I booted the system with a knoppix live cd to see the partitions, but i can't make any changes to the files on the harddrive, because i don't have permissions to do so.
But how do I reset passwords or get the system back to normal again??
Boot with a rescue disk or with Knoppix and do "fsck -f /dev/xxxx" (whatever your partition is) to check the filesystem for problems. You can "su" to become root in Knoppix to get permissions to do anything.
Hi Spoon,
I can't even login with root.
I did -fsck -f /mnt/hda6, it check'd the file system and reported that 3.3% of the data doesn't point to each other.(it was in german so this is a very poor translation ;-). I still can't login.
...But how do I reset passwords or get the system back to normal again??

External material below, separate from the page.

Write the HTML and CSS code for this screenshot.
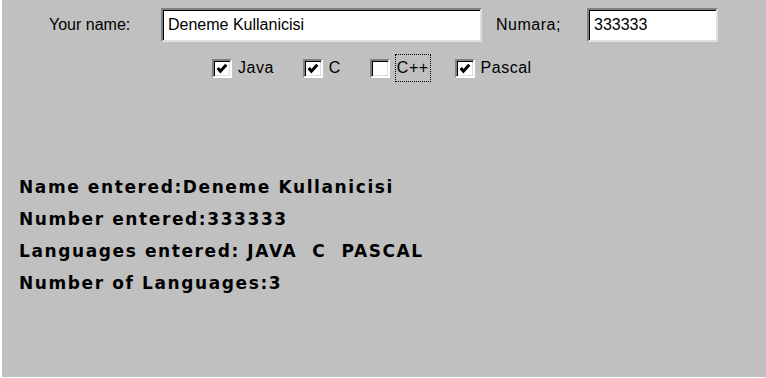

shFourier: Boot into single user mode and use the passwd command to reset the root, etc. passwords.
You can get into single user mode (runlevel 1 /init 1) by editing the grub boot commands from the startup grub menu (i.e., “press any key...”). Select the grub menu line you normally boot with, edit it (see the commands below the menu) and then edit the “kernel...” line on the next screen. To the end of the kernel line, add “ init 1", without the quotation marks (i.e., ...quiet init 1). Then save the commands and boot. You will boot to command line and can run passwd, other utilities (e.g., e2fsck /dev/...) or attempt to start X (i.e., startx).
Once you are looking at the grub menu, these steps will be a lot clearer.
Last edited by WhatsHisName; 10-26-2005 at 01:38 PM.
I did the grub thing and it work'd perfectly. Thanx a'lot for your help. The only thing is that it only recognizes the root user. But that is not a problem at all.
The “single-user grub backdoor” used to bother me from a security standpoint, but the proliferation of Live-CD linux distros makes looking inside almost any system trivial.
But with the availability of linux-based win_nt/2k/xp password resetting utilities (http://home.eunet.no/~pnordahl/ntpasswd) , windows is certainly not physically secure, either.
I discovered something strange. When I look in my directories, some of the items inside have a red background and a flashing white text... ie. in /dev the items MAKEDEV, XOR, cdrom, cdrom1, cdwriter, core, fd, floppy and many more are flaching... in /usr there is a folder tmp which is doing the same. Inside temp I have 2 other folders kdecache-root and the same for my normal user. They seem to be normal. What caused the flashing, and what does it mean?